Supplied data:
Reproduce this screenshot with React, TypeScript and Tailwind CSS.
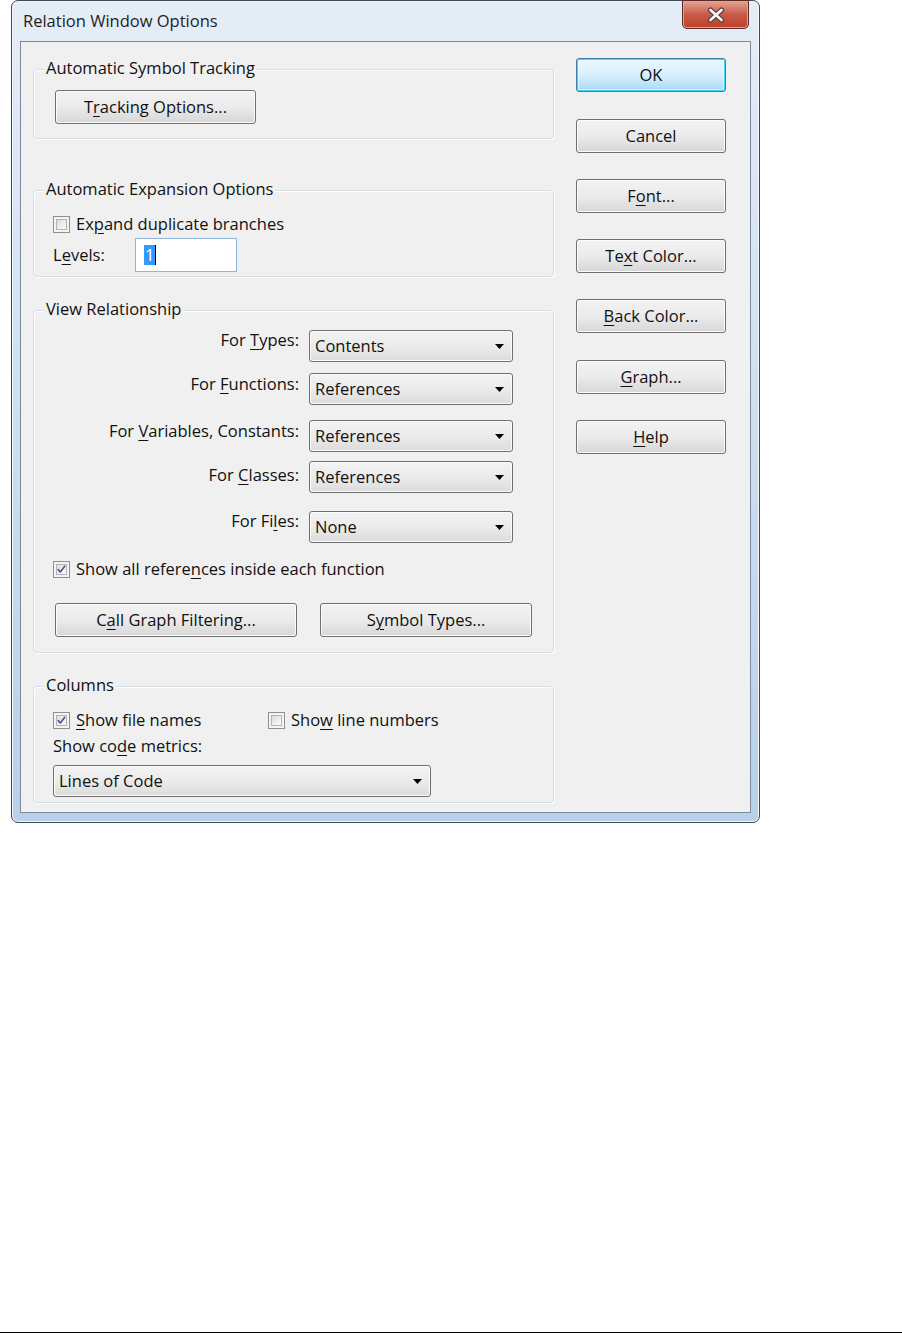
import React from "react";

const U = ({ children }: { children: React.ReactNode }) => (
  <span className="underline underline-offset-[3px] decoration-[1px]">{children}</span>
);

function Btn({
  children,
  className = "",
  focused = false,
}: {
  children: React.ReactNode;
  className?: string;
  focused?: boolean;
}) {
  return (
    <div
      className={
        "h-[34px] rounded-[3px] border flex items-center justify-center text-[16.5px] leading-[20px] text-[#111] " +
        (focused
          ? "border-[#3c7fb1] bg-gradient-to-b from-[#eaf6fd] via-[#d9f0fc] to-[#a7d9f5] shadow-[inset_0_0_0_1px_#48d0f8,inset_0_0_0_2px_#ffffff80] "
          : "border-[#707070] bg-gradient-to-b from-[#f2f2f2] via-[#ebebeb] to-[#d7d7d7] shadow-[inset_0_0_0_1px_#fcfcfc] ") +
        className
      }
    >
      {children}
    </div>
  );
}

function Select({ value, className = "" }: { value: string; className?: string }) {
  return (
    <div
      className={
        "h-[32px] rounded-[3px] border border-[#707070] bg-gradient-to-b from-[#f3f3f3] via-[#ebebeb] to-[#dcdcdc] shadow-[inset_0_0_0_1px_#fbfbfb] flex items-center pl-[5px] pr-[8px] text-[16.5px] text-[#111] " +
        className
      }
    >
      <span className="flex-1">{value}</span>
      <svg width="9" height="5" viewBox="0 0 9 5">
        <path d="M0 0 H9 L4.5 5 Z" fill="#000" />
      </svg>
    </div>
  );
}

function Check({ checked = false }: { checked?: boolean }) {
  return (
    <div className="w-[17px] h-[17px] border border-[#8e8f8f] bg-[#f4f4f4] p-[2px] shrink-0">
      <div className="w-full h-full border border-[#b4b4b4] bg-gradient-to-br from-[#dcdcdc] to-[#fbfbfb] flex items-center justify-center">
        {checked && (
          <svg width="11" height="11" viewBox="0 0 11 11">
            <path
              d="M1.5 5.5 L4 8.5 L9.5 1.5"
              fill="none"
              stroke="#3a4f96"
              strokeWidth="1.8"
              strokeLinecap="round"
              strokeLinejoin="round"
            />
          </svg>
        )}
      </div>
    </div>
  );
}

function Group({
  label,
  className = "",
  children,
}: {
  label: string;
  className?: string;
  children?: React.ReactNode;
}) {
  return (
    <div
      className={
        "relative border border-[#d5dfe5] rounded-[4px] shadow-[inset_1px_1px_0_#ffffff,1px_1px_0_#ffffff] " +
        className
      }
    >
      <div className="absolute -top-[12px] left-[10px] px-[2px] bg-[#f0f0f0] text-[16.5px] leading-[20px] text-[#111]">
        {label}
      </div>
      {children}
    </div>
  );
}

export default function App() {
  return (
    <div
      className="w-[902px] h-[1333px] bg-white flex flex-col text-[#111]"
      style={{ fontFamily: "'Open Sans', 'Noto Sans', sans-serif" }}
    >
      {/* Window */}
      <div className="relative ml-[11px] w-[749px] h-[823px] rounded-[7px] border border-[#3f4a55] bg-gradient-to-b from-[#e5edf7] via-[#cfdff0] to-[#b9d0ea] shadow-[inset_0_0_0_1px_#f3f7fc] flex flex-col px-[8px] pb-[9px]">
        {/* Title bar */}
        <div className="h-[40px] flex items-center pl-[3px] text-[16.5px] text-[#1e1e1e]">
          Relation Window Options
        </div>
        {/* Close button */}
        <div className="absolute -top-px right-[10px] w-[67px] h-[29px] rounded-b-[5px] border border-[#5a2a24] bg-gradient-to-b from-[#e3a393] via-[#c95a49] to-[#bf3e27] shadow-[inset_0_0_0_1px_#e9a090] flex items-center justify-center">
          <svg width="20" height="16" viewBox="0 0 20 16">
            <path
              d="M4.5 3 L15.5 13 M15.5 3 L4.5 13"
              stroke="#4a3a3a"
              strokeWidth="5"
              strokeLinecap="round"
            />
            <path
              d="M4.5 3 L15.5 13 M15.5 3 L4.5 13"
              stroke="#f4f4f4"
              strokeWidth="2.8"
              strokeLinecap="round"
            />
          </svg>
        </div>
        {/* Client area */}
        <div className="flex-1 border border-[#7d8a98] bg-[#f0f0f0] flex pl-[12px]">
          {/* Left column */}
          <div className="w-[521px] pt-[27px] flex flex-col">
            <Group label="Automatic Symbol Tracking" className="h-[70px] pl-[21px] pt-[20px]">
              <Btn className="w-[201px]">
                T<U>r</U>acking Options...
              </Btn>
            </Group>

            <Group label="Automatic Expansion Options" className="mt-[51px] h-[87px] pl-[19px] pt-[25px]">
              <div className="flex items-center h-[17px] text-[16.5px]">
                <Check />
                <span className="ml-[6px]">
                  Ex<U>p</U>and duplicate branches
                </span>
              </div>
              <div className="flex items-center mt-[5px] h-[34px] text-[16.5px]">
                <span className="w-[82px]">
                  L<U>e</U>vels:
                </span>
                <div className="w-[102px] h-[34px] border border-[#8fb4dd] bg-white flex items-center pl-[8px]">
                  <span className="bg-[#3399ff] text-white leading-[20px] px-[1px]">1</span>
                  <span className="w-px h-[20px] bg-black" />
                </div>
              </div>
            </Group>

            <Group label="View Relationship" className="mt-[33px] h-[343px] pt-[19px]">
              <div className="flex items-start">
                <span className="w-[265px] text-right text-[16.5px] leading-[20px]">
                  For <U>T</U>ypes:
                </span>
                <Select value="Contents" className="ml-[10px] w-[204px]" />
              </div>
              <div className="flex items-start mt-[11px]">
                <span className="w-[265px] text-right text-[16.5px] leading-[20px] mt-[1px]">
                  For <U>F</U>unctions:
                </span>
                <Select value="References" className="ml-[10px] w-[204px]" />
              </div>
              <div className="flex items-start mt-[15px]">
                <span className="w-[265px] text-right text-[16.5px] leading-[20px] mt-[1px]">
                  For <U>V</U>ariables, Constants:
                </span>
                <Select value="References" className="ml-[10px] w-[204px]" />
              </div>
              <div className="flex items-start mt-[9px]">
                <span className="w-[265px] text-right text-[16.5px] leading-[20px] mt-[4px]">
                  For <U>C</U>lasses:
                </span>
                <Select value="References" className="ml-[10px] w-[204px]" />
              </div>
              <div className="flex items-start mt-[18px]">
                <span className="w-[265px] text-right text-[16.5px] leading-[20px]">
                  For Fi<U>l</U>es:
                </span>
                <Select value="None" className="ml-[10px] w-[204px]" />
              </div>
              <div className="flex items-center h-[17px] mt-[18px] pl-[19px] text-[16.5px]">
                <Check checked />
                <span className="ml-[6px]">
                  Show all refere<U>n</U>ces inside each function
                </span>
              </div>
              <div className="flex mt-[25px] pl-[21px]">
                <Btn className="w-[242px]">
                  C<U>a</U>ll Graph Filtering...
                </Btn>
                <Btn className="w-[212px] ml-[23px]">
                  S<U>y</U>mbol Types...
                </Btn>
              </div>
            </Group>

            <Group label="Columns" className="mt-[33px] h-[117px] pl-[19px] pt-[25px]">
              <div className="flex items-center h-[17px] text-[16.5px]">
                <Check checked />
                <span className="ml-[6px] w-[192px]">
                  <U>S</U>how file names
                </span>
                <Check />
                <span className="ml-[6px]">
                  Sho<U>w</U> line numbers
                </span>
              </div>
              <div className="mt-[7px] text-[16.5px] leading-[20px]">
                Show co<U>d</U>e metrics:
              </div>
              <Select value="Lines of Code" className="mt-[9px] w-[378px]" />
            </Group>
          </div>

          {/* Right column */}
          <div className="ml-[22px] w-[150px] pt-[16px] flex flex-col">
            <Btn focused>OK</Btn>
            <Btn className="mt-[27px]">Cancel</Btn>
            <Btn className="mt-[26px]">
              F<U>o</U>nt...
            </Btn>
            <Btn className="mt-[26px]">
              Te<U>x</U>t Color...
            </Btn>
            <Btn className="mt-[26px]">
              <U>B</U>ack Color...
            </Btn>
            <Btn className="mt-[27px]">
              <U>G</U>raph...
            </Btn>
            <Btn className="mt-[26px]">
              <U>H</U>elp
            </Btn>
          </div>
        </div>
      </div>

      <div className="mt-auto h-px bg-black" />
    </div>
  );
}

Exercise description: Look through the material above and pick out each line holding the word "React".

Task output:
Reproduce this screenshot with React, TypeScript and Tailwind CSS.
import React from "react";
const U = ({ children }: { children: React.ReactNode }) => (
  children: React.ReactNode;
  children?: React.ReactNode;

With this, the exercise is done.